Output all the data exactly. Pictures do not belong in the copy.

>>>

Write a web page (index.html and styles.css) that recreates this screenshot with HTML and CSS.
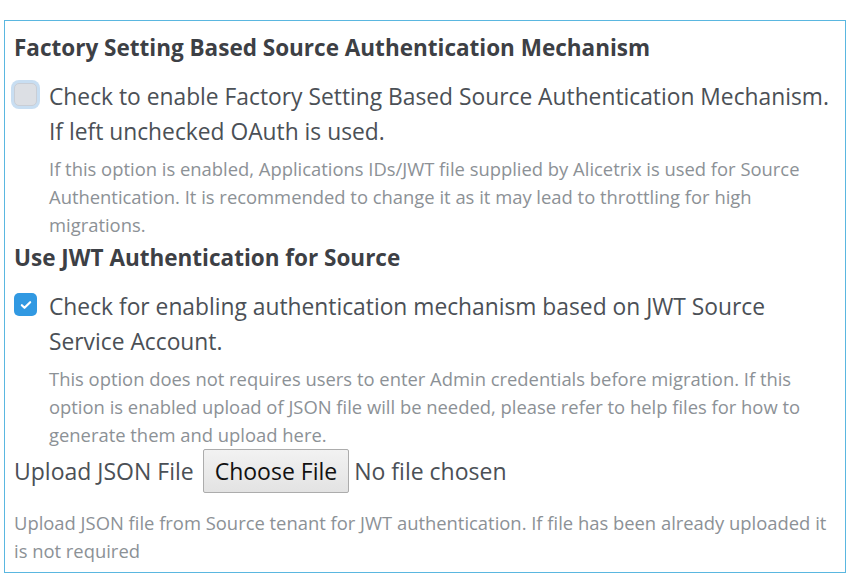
FILE: index.html
```html
<!DOCTYPE html>
<html lang="en">
<head>
<meta charset="utf-8">
<title>Source Authentication</title>
<link rel="stylesheet" href="styles.css">
</head>
<body>
<div class="panel">
  <h3 class="section-title">Factory Setting Based Source Authentication Mechanism</h3>
  <label class="check-row">
    <span class="box box-off"></span>
    <span class="check-text">Check to enable Factory Setting Based Source Authentication Mechanism. If left unchecked OAuth is used.</span>
  </label>
  <p class="help indented">If this option is enabled, Applications IDs/JWT file supplied by Alicetrix is used for Source Authentication. It is recommended to change it as it may lead to throttling for high migrations.</p>

  <h3 class="section-title second">Use JWT Authentication for Source</h3>
  <label class="check-row">
    <span class="box box-on"><svg viewBox="0 0 24 24" width="24" height="24"><path d="M7 12.2l3.2 3.2L17 8.6" fill="none" stroke="#fff" stroke-width="2.6" stroke-linecap="round" stroke-linejoin="round"/></svg></span>
    <span class="check-text">Check for enabling authentication mechanism based on JWT Source Service Account.</span>
  </label>
  <p class="help indented">This option does not requires users to enter Admin credentials before migration. If this option is enabled upload of JSON file will be needed, please refer to help files for how to generate them and upload here.</p>

  <div class="upload-row">
    <span class="upload-label">Upload JSON File</span>
    <span class="file-btn">Choose File</span>
    <span class="file-status">No file chosen</span>
  </div>
  <p class="help bottom">Upload JSON file from Source tenant for JWT authentication. If file has been already uploaded it is not required</p>
</div>
</body>
</html>
```
FILE: styles.css
```css
html, body {
  margin: 0;
  padding: 0;
  background: #ffffff;
}
body {
  padding: 20px 13px 0 4px;
  font-family: "Open Sans", "Noto Sans", sans-serif;
  color: #4b5056;
}
.panel {
  border: 1px solid #5ab7e0;
  height: 551px;
  padding: 0 7px 0 9px;
  box-sizing: content-box;
}
.section-title {
  margin: 12px 0 0;
  font-size: 22.5px;
  line-height: 30px;
  font-weight: 700;
  color: #3d4045;
}
.section-title.second {
  margin-top: 4px;
}
.check-row {
  display: flex;
  align-items: flex-start;
  gap: 12px;
  margin-top: 16px;
}
.box {
  flex: none;
  width: 23px;
  height: 23px;
  border-radius: 5px;
  margin-top: 4px;
  box-sizing: border-box;
  display: flex;
  align-items: center;
  justify-content: center;
}
.box-off {
  background: #dcdfe4;
  border: 1px solid #c9ced6;
  box-shadow: 0 0 0 3px #c8def2;
}
.box-on {
  background: #3199e2;
}
.box-on svg {
  width: 20px;
  height: 20px;
}
.check-text {
  font-size: 22.8px;
  line-height: 35px;
  color: #4b5056;
}
.help {
  margin: 6px 0 0;
  font-size: 18.4px;
  line-height: 28px;
  color: #8c9196;
}
.indented {
  padding-left: 35px;
}
.upload-row {
  display: flex;
  align-items: center;
  margin-top: 0;
  font-size: 23px;
}
.upload-label {
  margin-right: 9px;
}
.file-btn {
  display: inline-flex;
  align-items: center;
  height: 44px;
  box-sizing: border-box;
  padding: 0 11px;
  border: 1px solid #acacac;
  border-radius: 2px;
  background: linear-gradient(#f2f2f2, #e3e3e3);
  color: #111;
  margin-right: 5px;
}
.file-status {
  color: #4b5056;
}
.help.bottom {
  margin-top: 16px;
}
```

<<<

• Output of the exercise:
Write a web page (index.html and styles.css) that recreates this screenshot with HTML and CSS.
FILE: index.html
```html
<!DOCTYPE html>
<html lang="en">
<head>
<meta charset="utf-8">
<title>Source Authentication</title>
<link rel="stylesheet" href="styles.css">
</head>
<body>
<div class="panel">
  <h3 class="section-title">Factory Setting Based Source Authentication Mechanism</h3>
  <label class="check-row">
    <span class="box box-off"></span>
    <span class="check-text">Check to enable Factory Setting Based Source Authentication Mechanism. If left unchecked OAuth is used.</span>
  </label>
  <p class="help indented">If this option is enabled, Applications IDs/JWT file supplied by Alicetrix is used for Source Authentication. It is recommended to change it as it may lead to throttling for high migrations.</p>

  <h3 class="section-title second">Use JWT Authentication for Source</h3>
  <label class="check-row">
    <span class="box box-on"><svg viewBox="0 0 24 24" width="24" height="24"><path d="M7 12.2l3.2 3.2L17 8.6" fill="none" stroke="#fff" stroke-width="2.6" stroke-linecap="round" stroke-linejoin="round"/></svg></span>
    <span class="check-text">Check for enabling authentication mechanism based on JWT Source Service Account.</span>
  </label>
  <p class="help indented">This option does not requires users to enter Admin credentials before migration. If this option is enabled upload of JSON file will be needed, please refer to help files for how to generate them and upload here.</p>

  <div class="upload-row">
    <span class="upload-label">Upload JSON File</span>
    <span class="file-btn">Choose File</span>
    <span class="file-status">No file chosen</span>
  </div>
  <p class="help bottom">Upload JSON file from Source tenant for JWT authentication. If file has been already uploaded it is not required</p>
</div>
</body>
</html>
```
FILE: styles.css
```css
html, body {
  margin: 0;
  padding: 0;
  background: #ffffff;
}
body {
  padding: 20px 13px 0 4px;
  font-family: "Open Sans", "Noto Sans", sans-serif;
  color: #4b5056;
}
.panel {
  border: 1px solid #5ab7e0;
  height: 551px;
  padding: 0 7px 0 9px;
  box-sizing: content-box;
}
.section-title {
  margin: 12px 0 0;
  font-size: 22.5px;
  line-height: 30px;
  font-weight: 700;
  color: #3d4045;
}
.section-title.second {
  margin-top: 4px;
}
.check-row {
  display: flex;
  align-items: flex-start;
  gap: 12px;
  margin-top: 16px;
}
.box {
  flex: none;
  width: 23px;
  height: 23px;
  border-radius: 5px;
  margin-top: 4px;
  box-sizing: border-box;
  display: flex;
  align-items: center;
  justify-content: center;
}
.box-off {
  background: #dcdfe4;
  border: 1px solid #c9ced6;
  box-shadow: 0 0 0 3px #c8def2;
}
.box-on {
  background: #3199e2;
}
.box-on svg {
  width: 20px;
  height: 20px;
}
.check-text {
  font-size: 22.8px;
  line-height: 35px;
  color: #4b5056;
}
.help {
  margin: 6px 0 0;
  font-size: 18.4px;
  line-height: 28px;
  color: #8c9196;
}
.indented {
  padding-left: 35px;
}
.upload-row {
  display: flex;
  align-items: center;
  margin-top: 0;
  font-size: 23px;
}
.upload-label {
  margin-right: 9px;
}
.file-btn {
  display: inline-flex;
  align-items: center;
  height: 44px;
  box-sizing: border-box;
  padding: 0 11px;
  border: 1px solid #acacac;
  border-radius: 2px;
  background: linear-gradient(#f2f2f2, #e3e3e3);
  color: #111;
  margin-right: 5px;
}
.file-status {
  color: #4b5056;
}
.help.bottom {
  margin-top: 16px;
}
```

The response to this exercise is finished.